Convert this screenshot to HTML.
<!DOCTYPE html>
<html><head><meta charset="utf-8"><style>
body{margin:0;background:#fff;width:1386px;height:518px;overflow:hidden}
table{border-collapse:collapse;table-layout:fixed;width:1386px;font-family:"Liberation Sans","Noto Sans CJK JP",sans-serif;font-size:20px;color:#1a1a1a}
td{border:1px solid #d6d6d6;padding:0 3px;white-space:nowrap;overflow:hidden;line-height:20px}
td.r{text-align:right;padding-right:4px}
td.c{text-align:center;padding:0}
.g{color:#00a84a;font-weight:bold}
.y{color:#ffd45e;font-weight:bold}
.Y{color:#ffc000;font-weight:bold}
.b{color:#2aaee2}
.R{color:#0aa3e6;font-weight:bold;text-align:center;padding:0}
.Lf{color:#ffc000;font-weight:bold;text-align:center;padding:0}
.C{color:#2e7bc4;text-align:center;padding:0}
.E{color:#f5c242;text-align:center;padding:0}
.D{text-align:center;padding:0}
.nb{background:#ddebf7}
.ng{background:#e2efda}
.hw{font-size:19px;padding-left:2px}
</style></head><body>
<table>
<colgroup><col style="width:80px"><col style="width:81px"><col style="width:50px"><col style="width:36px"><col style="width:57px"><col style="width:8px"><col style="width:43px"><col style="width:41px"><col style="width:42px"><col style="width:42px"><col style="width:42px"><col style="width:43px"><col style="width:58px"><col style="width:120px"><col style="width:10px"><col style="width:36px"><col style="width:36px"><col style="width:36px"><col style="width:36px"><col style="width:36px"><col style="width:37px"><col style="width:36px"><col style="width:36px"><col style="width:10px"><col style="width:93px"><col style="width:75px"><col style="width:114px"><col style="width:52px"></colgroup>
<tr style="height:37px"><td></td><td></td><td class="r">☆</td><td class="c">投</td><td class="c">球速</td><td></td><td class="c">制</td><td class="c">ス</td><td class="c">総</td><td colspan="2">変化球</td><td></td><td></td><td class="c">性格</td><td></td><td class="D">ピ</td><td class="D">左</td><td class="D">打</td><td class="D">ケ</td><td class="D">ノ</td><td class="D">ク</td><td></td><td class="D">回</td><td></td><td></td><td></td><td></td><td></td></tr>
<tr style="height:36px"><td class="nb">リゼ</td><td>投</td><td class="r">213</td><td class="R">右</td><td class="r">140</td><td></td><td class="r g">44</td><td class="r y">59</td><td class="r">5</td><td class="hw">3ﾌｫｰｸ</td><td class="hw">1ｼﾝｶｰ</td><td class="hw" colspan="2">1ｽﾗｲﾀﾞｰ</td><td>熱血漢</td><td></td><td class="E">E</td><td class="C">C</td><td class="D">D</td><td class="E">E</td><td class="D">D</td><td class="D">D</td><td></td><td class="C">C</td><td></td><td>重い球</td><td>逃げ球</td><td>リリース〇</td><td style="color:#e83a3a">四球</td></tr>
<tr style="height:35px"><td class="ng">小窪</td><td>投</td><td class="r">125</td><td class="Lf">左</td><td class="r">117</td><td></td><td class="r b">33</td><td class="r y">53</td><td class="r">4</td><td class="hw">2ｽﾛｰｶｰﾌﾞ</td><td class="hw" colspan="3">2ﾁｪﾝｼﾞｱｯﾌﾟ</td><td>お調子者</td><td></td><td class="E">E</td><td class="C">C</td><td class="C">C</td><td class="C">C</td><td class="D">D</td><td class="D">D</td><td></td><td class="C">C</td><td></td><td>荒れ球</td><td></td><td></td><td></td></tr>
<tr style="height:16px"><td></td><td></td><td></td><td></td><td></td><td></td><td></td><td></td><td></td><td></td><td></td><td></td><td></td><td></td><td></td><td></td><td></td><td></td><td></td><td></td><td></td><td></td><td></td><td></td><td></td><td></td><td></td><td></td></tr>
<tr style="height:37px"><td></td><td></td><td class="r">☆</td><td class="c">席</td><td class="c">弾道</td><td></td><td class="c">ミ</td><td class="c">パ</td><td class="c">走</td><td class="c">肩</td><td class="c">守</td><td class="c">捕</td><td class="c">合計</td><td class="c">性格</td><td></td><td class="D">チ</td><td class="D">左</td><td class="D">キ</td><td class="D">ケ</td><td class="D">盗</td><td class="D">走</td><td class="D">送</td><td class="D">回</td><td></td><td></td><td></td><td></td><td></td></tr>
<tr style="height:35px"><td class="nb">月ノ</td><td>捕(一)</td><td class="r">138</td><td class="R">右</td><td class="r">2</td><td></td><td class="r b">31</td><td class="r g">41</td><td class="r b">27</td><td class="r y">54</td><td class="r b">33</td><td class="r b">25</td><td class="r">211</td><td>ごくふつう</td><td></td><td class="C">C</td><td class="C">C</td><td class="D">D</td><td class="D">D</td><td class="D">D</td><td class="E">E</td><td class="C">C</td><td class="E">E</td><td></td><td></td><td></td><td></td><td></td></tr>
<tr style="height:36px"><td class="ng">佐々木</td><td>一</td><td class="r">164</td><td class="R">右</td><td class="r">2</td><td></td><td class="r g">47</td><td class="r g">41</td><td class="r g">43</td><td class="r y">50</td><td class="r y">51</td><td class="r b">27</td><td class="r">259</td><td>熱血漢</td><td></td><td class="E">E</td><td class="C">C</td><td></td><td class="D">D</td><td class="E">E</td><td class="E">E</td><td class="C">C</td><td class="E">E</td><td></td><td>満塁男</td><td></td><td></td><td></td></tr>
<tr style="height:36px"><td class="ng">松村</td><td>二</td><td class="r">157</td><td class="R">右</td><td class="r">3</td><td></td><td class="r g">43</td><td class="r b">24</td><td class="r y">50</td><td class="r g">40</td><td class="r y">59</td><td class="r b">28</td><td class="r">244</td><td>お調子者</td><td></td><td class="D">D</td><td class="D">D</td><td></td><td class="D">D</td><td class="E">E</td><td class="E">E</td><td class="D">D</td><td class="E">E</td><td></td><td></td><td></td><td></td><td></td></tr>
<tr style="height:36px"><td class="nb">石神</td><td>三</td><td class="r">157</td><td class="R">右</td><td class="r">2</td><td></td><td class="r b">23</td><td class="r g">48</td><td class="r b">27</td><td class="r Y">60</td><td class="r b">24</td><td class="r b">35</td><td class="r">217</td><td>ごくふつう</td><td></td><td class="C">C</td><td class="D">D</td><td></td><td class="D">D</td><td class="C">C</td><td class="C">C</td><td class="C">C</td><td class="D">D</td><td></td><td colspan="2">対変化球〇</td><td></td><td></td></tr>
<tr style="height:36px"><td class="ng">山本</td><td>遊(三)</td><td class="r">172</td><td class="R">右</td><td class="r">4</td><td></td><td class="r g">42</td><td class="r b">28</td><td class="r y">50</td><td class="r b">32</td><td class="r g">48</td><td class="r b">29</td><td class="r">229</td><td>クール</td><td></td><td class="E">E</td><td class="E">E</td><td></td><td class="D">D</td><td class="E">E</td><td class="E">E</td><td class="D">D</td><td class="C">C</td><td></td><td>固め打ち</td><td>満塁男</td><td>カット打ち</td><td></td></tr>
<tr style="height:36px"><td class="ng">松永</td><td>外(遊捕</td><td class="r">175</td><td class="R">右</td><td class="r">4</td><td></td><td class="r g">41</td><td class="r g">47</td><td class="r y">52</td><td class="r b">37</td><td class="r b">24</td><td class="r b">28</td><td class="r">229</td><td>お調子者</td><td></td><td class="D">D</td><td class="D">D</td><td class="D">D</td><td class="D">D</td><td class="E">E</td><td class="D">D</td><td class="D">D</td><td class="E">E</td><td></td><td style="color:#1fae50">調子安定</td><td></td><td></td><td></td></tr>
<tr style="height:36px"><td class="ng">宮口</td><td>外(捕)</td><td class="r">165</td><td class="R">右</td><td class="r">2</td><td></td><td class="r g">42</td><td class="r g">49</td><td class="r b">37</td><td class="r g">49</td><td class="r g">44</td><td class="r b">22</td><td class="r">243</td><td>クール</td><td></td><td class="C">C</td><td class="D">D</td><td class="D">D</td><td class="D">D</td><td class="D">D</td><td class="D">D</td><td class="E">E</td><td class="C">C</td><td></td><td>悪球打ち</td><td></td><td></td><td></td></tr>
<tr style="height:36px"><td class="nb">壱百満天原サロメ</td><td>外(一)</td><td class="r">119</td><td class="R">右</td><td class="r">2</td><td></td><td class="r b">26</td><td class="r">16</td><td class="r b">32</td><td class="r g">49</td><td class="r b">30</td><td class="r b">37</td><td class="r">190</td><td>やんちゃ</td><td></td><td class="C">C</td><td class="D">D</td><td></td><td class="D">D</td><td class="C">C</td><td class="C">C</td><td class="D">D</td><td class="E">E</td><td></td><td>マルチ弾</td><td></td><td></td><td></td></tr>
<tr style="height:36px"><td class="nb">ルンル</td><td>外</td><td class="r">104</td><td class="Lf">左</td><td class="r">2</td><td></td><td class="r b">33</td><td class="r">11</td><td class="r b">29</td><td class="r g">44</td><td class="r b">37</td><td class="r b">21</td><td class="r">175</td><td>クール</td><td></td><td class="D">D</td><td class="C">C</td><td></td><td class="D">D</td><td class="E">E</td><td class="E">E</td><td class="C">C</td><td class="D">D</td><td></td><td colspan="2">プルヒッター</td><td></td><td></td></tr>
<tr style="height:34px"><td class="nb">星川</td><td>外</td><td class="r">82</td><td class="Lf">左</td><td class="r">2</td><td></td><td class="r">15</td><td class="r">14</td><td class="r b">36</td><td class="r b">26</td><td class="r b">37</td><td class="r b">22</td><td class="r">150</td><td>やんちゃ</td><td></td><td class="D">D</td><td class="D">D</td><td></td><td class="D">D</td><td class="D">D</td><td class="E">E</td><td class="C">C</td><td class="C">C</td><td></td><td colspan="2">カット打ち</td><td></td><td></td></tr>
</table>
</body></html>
───
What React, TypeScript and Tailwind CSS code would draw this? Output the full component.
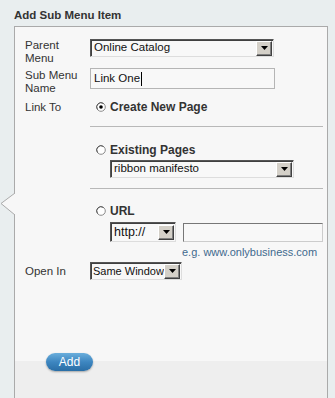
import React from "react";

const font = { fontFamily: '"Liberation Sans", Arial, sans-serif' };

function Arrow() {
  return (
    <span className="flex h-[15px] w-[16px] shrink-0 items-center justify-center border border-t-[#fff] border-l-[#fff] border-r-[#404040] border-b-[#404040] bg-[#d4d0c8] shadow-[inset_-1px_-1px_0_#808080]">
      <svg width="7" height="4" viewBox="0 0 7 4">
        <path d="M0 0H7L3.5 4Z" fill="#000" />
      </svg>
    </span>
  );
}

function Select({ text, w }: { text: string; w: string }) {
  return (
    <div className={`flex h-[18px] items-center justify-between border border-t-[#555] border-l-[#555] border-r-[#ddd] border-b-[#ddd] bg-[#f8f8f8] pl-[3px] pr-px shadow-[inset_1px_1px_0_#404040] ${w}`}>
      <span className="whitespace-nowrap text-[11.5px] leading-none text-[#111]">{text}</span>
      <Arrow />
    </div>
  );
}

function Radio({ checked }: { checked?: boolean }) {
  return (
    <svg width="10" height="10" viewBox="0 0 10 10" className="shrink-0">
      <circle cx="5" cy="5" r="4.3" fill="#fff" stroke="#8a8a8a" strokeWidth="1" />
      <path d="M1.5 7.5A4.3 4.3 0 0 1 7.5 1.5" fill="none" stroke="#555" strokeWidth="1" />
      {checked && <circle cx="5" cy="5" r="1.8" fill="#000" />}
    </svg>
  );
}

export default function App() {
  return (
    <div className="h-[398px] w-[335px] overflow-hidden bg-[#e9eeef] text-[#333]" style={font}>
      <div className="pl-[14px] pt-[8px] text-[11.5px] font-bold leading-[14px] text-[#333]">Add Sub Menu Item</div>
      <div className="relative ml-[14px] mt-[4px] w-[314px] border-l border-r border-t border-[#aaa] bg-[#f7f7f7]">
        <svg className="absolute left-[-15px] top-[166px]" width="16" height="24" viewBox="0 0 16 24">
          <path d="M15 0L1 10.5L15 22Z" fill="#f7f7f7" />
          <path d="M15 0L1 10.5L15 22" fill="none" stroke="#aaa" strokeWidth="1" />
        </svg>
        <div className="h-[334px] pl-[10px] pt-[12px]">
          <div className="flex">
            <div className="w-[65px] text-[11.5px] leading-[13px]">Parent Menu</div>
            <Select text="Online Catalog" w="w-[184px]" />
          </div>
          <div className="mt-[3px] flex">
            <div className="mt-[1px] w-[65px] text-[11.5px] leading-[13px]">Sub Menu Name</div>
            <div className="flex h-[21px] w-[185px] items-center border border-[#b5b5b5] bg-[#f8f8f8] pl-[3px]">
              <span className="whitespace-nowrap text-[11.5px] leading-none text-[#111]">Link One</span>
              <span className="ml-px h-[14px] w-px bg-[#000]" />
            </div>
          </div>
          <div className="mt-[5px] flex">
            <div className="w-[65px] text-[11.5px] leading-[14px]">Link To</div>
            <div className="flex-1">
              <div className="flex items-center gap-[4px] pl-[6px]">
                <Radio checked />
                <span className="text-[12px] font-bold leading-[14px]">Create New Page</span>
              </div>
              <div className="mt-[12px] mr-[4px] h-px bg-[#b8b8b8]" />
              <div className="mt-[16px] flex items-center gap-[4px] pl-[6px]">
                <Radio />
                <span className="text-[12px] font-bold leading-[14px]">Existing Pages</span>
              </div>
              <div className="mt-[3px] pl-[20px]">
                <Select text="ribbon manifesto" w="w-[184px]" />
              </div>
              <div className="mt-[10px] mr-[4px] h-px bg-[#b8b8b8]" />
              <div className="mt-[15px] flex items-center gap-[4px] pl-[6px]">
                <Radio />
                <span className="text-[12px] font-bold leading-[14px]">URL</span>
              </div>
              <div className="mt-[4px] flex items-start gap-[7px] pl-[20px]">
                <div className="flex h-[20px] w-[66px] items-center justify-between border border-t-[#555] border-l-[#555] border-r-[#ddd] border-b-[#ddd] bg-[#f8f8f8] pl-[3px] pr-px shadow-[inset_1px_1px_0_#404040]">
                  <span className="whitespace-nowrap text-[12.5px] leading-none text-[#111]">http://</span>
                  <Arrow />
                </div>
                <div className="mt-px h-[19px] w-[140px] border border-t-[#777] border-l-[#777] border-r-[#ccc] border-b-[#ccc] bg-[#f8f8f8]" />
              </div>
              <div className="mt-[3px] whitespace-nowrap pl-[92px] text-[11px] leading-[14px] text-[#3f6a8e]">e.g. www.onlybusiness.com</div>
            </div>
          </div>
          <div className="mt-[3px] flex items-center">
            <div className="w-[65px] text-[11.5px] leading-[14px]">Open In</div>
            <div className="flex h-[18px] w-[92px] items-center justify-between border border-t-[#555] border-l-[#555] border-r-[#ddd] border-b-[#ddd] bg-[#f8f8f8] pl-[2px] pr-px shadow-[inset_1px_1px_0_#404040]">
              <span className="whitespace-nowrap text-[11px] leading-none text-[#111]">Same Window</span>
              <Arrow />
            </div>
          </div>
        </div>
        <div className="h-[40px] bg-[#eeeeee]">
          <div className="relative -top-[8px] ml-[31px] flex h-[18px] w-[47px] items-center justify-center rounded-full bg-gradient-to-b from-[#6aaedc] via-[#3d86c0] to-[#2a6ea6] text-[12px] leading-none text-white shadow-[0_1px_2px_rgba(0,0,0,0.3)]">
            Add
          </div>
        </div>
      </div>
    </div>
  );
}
───
The problem:
Find the lines containing "full" and pull them out.

Worked answer:
What React, TypeScript and Tailwind CSS code would draw this? Output the full component.
          <div className="relative -top-[8px] ml-[31px] flex h-[18px] w-[47px] items-center justify-center rounded-full bg-gradient-to-b from-[#6aaedc] via-[#3d86c0] to-[#2a6ea6] text-[12px] leading-none text-white shadow-[0_1px_2px_rgba(0,0,0,0.3)]">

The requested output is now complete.